Seen in personal mails from places such as Yahoo! and American Express,
and newsletters from such places as the Boston Globe, CNN, the Denver
Post, Der Spiegel, Microsoft, the Washington Post, etc.

-- 
Randomly Generated Tagline:
When you are at Rome live in the Roman style; when you are elsewhere live
 as they live elsewhere.
 		-- St. Ambrose

Re: TEXTAREA style="visibility: hidden"

Posted by Kelson <ke...@speed.net>.
Matthias Keller wrote:
> In my opinion you shouldn't limit it to textareas as I've seen them on 
> DIVs and others too...
> So to me, any visibility:hidden or display:none is suspect as I dont see 
> any legitimate use in emails

Hmm... The main uses I can think of for display:none and 
visibility:hidden are:

(1) Serving the same content to different media (for instance, set a
     page so that the navigation area doesn't appear when you print it)
(2) Replacing content (as in CSS techniques to replace text with
     graphical headlines)
(3) Scripting that will show and hide sections in response to time or
     user interaction.
(4) Creating machine-readable content that the user will not see.
     (keyword stuffing, bayes poison, black-hat SEO, honeypot seeding,
     etc.)

#1 isn't a good fit with email, since the main things you'd want to 
leave out of a print version are more likely to be in the mail client UI 
than part of the message body.  Though it might be useful for providing 
a handheld-friendly view.  Even so, it wouldn't work with inline styles, 
only with an attached or embedded stylesheet.

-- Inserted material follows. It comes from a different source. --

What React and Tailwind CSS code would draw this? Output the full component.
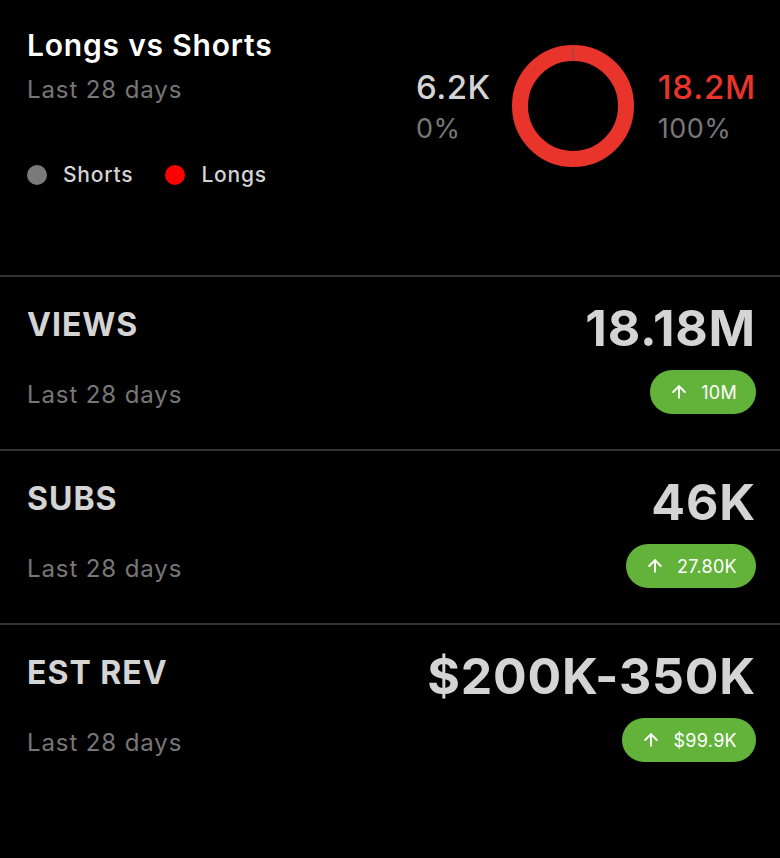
import React from 'react'
import { ArrowUp } from 'lucide-react'

const stats = [
  { label: 'VIEWS', value: '18.18M', change: '10M' },
  { label: 'SUBS', value: '46K', change: '27.80K' },
  { label: 'EST REV', value: '$200K-350K', change: '$99.9K' },
]

// simple donut, longs take the whole ring
const Donut = () => (
  <svg width="122" height="122" viewBox="0 0 122 122">
    <circle cx="61" cy="61" r="53" fill="none" stroke="#e8342a" strokeWidth="16" />
    <line x1="61" y1="0" x2="61" y2="16" stroke="#8a4a45" strokeWidth="1" />
  </svg>
)

const StatRow = ({ label, value, change }) => (
  <div className="border-t-2 border-[#333333] pl-[27px] pr-[24px] pt-[21px] h-[174px]">
    <div className="flex items-center justify-between h-[60px]">
      <p className="text-[32px] font-bold text-[#d4d4d4] leading-none tracking-[1px] -mt-[6px]">{label}</p>
      <p className="text-[50px] font-bold text-[#d4d4d4] leading-none tracking-[0.8px]">{value}</p>
    </div>
    <div className="flex items-center justify-between mt-[12px]">
      <p className="text-[24px] text-[#777777] tracking-[0.9px] mt-[5px]">Last 28 days</p>
      <span className="flex items-center gap-[12px] h-[44px] pl-[19px] pr-[19px] rounded-full bg-[#63b33b] text-white text-[18px] tracking-[0.3px]">
        <ArrowUp size={20} strokeWidth={2.3} />
        {change}
      </span>
    </div>
  </div>
)

export default function App() {
  return (
    <div className="bg-black min-h-[858px] w-[780px] font-['Inter',sans-serif]">
      <div className="flex justify-between pl-[27px] pr-[24px] pt-[26px] h-[275px]">
        <div>
          <h2 className="text-[30px] font-semibold text-white leading-[38px] tracking-[0.8px]">Longs vs Shorts</h2>
          <p className="text-[24px] text-[#777777] mt-[8px] tracking-[0.9px]">Last 28 days</p>
          <div className="flex items-center gap-[32px] mt-[51px] text-[21px] text-[#d4d4d4] font-medium tracking-[0.8px]">
            <span className="flex items-center gap-[16px]">
              <span className="w-[20px] h-[20px] rounded-full bg-[#7a7a7a]" />
              Shorts
            </span>
            <span className="flex items-center gap-[16px]">
              <span className="w-[20px] h-[20px] rounded-full bg-[#ff0000]" />
              Longs
            </span>
          </div>
        </div>
        <div className="flex items-center self-start mt-[19px]">
          <div className="leading-tight">
            <p className="text-[33px] font-medium text-[#d4d4d4] tracking-[0.5px]">6.2K</p>
            <p className="text-[27px] text-[#777777] mt-[4px] tracking-[0.5px]">0%</p>
          </div>
          <div className="ml-[21px] mr-[24px]">
            <Donut />
          </div>
          <div className="leading-tight">
            <p className="text-[33px] font-medium text-[#e8342a] tracking-[0.8px]">18.2M</p>
            <p className="text-[27px] text-[#777777] mt-[4px] tracking-[0.5px]">100%</p>
          </div>
        </div>
      </div>
      {stats.map((s) => (
        <StatRow key={s.label} {...s} />
      ))}
    </div>
  )
}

#2 is pretty much useless in email.  If you want a text alternative, 
you're better off providing a text/plain version of the message.

#3 shouldn't even be a consideration, since HTML-capable email clients 
should have scripting disabled for safety reasons.

#4 is mostly deceptive.  If you need to provide metadata in an HTML doc, 
well, that's what META tags are for.  If you need to provide metadata in 
an email message, you've got headers, you can add an XML attachment, etc.

Nope.  No legit uses in email that I can think of.

-- 
Kelson Vibber
SpeedGate Communications <www.speed.net>

Re: TEXTAREA style="visibility: hidden"

Posted by Matthias Keller <li...@matthias-keller.ch>.
Matt Kettler wrote:
> Magnus Holmgren wrote:
>   
>> I see a fair amount of spam using <TEXTAREA style="visibility: hidden"> to 
>> hide bayes poison. Shouldn't a rule against that, or CSS-hidden text in 
>> general, be worthwile? I couldn't find any in the default 3.1.1 ruleset, nor 
>> at SARE.
>>     
>
> It certainly seems worth testing.
>
> Here's a rule I wrote (caution: word-wraps.. this should be 3 lines long):
>
> rawbody L_STYLE_HIDDEN /<TEXTAREA
> [^>]{0,50}style\s?=\s?"\s?visibility:\s?hidden\s?"[^>]{0,50}>/i
> describe L_STYLE_HIDDEN  has text with hidden visibility style
> score L_STYLE_HIDDEN 0.1
>
> I added some allowance for other declarations in the textarea tag, and the
> insertion of whitespace at various spots...
>
> It may need further tweaking/tuning, but it's a first-stab.
>   
Hi Matt

I'm using this rule for quite some time now:

rawbody         MKE_HIDDEN1                     
/<[^>]*\bstyle=[^>]*(?:visibility:\s*hidden|display:\s*none)/i
describe        MKE_HIDDEN1                     Contains CSS-hidden text
score           MKE_HIDDEN1                     3.5

In my opinion you shouldn't limit it to textareas as I've seen them on 
DIVs and others too...
So to me, any visibility:hidden or display:none is suspect as I dont see 
any legitimate use in emails

In my spams, this rule matches around 4% of all spams, I haven't seen 
any ham matches yet
Feel free to mass check it and/or include it into your coding rules. But 
if you do please inform me that I can remove my local copy then.

Matt

Re: TEXTAREA style="visibility: hidden"

Posted by Matt Kettler <mk...@evi-inc.com>.
Magnus Holmgren wrote:
> I see a fair amount of spam using <TEXTAREA style="visibility: hidden"> to 
> hide bayes poison. Shouldn't a rule against that, or CSS-hidden text in 
> general, be worthwile? I couldn't find any in the default 3.1.1 ruleset, nor 
> at SARE.

It certainly seems worth testing.

Here's a rule I wrote (caution: word-wraps.. this should be 3 lines long):

rawbody L_STYLE_HIDDEN /<TEXTAREA
[^>]{0,50}style\s?=\s?"\s?visibility:\s?hidden\s?"[^>]{0,50}>/i
describe L_STYLE_HIDDEN  has text with hidden visibility style
score L_STYLE_HIDDEN 0.1

I added some allowance for other declarations in the textarea tag, and the
insertion of whitespace at various spots...

It may need further tweaking/tuning, but it's a first-stab.